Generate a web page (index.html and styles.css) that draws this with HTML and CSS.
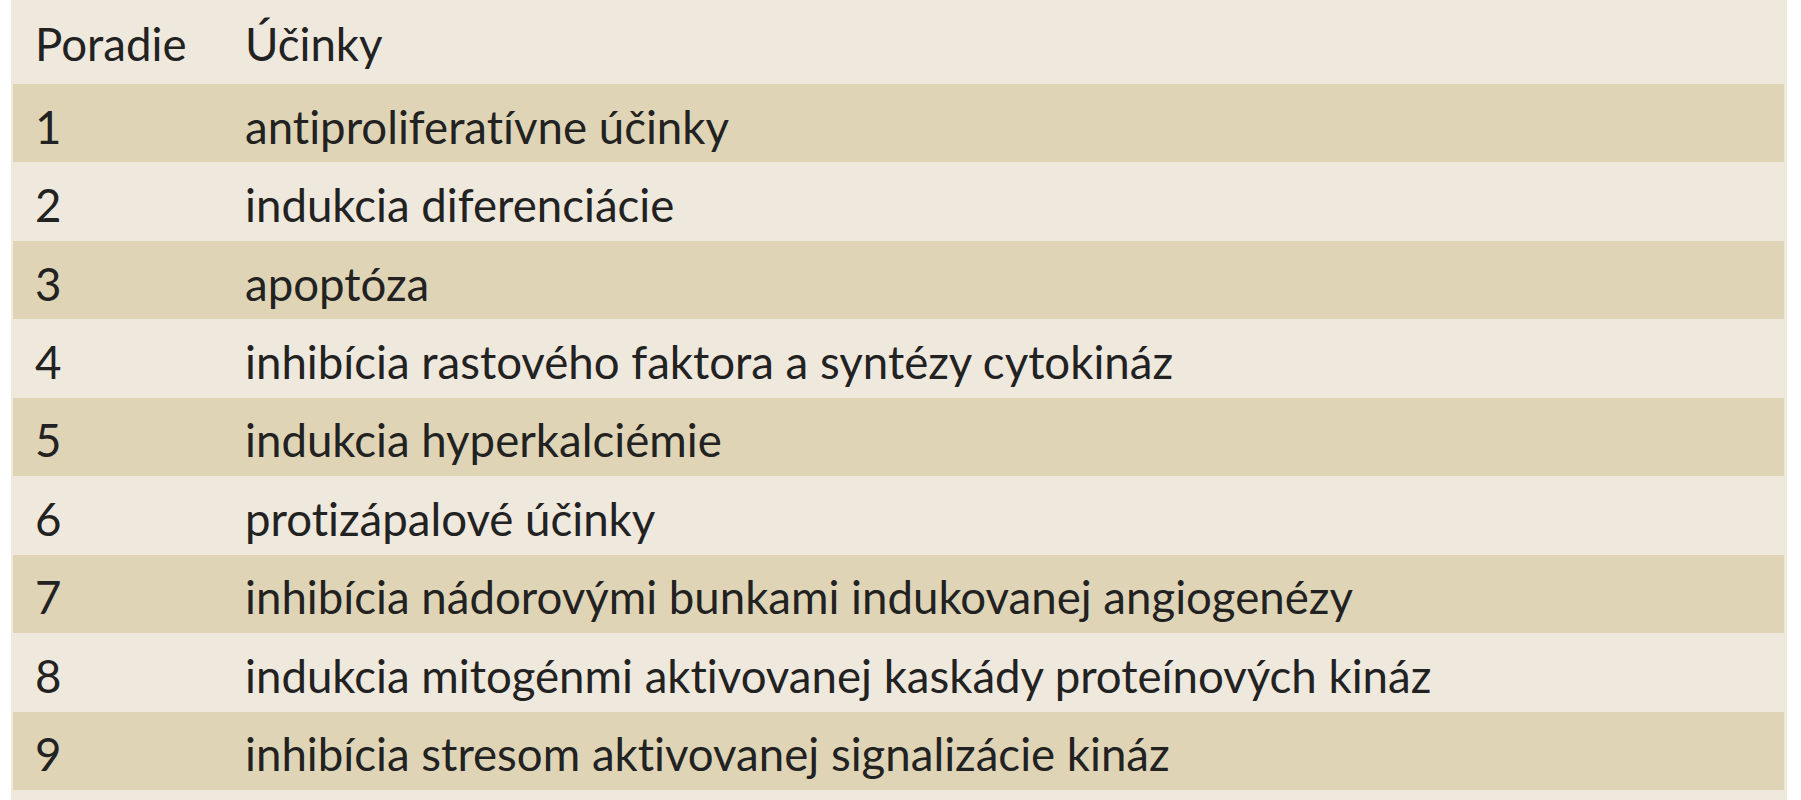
FILE: index.html
```html
<!DOCTYPE html>
<html lang="sk">
<head>
<meta charset="utf-8">
<title>Účinky</title>
<link rel="stylesheet" href="styles.css">
</head>
<body>
<div class="panel">
  <div class="row head"><div class="num">Poradie</div><div class="txt">Účinky</div></div>
  <div class="row alt"><div class="num">1</div><div class="txt">antiproliferatívne účinky</div></div>
  <div class="row"><div class="num">2</div><div class="txt">indukcia diferenciácie</div></div>
  <div class="row alt"><div class="num">3</div><div class="txt">apoptóza</div></div>
  <div class="row"><div class="num">4</div><div class="txt">inhibícia rastového faktora a syntézy cytokináz</div></div>
  <div class="row alt"><div class="num">5</div><div class="txt">indukcia hyperkalciémie</div></div>
  <div class="row"><div class="num">6</div><div class="txt">protizápalové účinky</div></div>
  <div class="row alt"><div class="num">7</div><div class="txt">inhibícia nádorovými bunkami indukovanej angiogenézy</div></div>
  <div class="row"><div class="num">8</div><div class="txt">indukcia mitogénmi aktivovanej kaskády proteínových kináz</div></div>
  <div class="row alt"><div class="num">9</div><div class="txt">inhibícia stresom aktivovanej signalizácie kináz</div></div>
</div>
</body>
</html>
```
FILE: styles.css
```css
html, body {
  margin: 0;
  padding: 0;
  background: #ffffff;
}
.panel {
  margin-left: 11px;
  width: 1776px;
  height: 800px;
  box-sizing: border-box;
  padding: 0 3px 10px 2px;
  background: #efe8dc;
  display: flex;
  flex-direction: column;
  font-family: Lato, "Noto Sans", sans-serif;
  font-size: 45.6px;
  font-variant-ligatures: none;
  color: #222222;
}
.row {
  display: grid;
  grid-template-columns: 210px 1fr;
  align-items: center;
  height: 78.5px;
  box-sizing: border-box;
  padding-left: 22px;
  padding-top: 6px;
}
.row.head {
  height: 84px;
  padding-top: 4px;
}
.row.alt {
  background: #dfd5b6;
}
```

• • • • •

Set down all the data again exactly as above, pictures excluded.

**Response for this exercise:**
Generate a web page (index.html and styles.css) that draws this with HTML and CSS.
FILE: index.html
```html
<!DOCTYPE html>
<html lang="sk">
<head>
<meta charset="utf-8">
<title>Účinky</title>
<link rel="stylesheet" href="styles.css">
</head>
<body>
<div class="panel">
  <div class="row head"><div class="num">Poradie</div><div class="txt">Účinky</div></div>
  <div class="row alt"><div class="num">1</div><div class="txt">antiproliferatívne účinky</div></div>
  <div class="row"><div class="num">2</div><div class="txt">indukcia diferenciácie</div></div>
  <div class="row alt"><div class="num">3</div><div class="txt">apoptóza</div></div>
  <div class="row"><div class="num">4</div><div class="txt">inhibícia rastového faktora a syntézy cytokináz</div></div>
  <div class="row alt"><div class="num">5</div><div class="txt">indukcia hyperkalciémie</div></div>
  <div class="row"><div class="num">6</div><div class="txt">protizápalové účinky</div></div>
  <div class="row alt"><div class="num">7</div><div class="txt">inhibícia nádorovými bunkami indukovanej angiogenézy</div></div>
  <div class="row"><div class="num">8</div><div class="txt">indukcia mitogénmi aktivovanej kaskády proteínových kináz</div></div>
  <div class="row alt"><div class="num">9</div><div class="txt">inhibícia stresom aktivovanej signalizácie kináz</div></div>
</div>
</body>
</html>
```
FILE: styles.css
```css
html, body {
  margin: 0;
  padding: 0;
  background: #ffffff;
}
.panel {
  margin-left: 11px;
  width: 1776px;
  height: 800px;
  box-sizing: border-box;
  padding: 0 3px 10px 2px;
  background: #efe8dc;
  display: flex;
  flex-direction: column;
  font-family: Lato, "Noto Sans", sans-serif;
  font-size: 45.6px;
  font-variant-ligatures: none;
  color: #222222;
}
.row {
  display: grid;
  grid-template-columns: 210px 1fr;
  align-items: center;
  height: 78.5px;
  box-sizing: border-box;
  padding-left: 22px;
  padding-top: 6px;
}
.row.head {
  height: 84px;
  padding-top: 4px;
}
.row.alt {
  background: #dfd5b6;
}
```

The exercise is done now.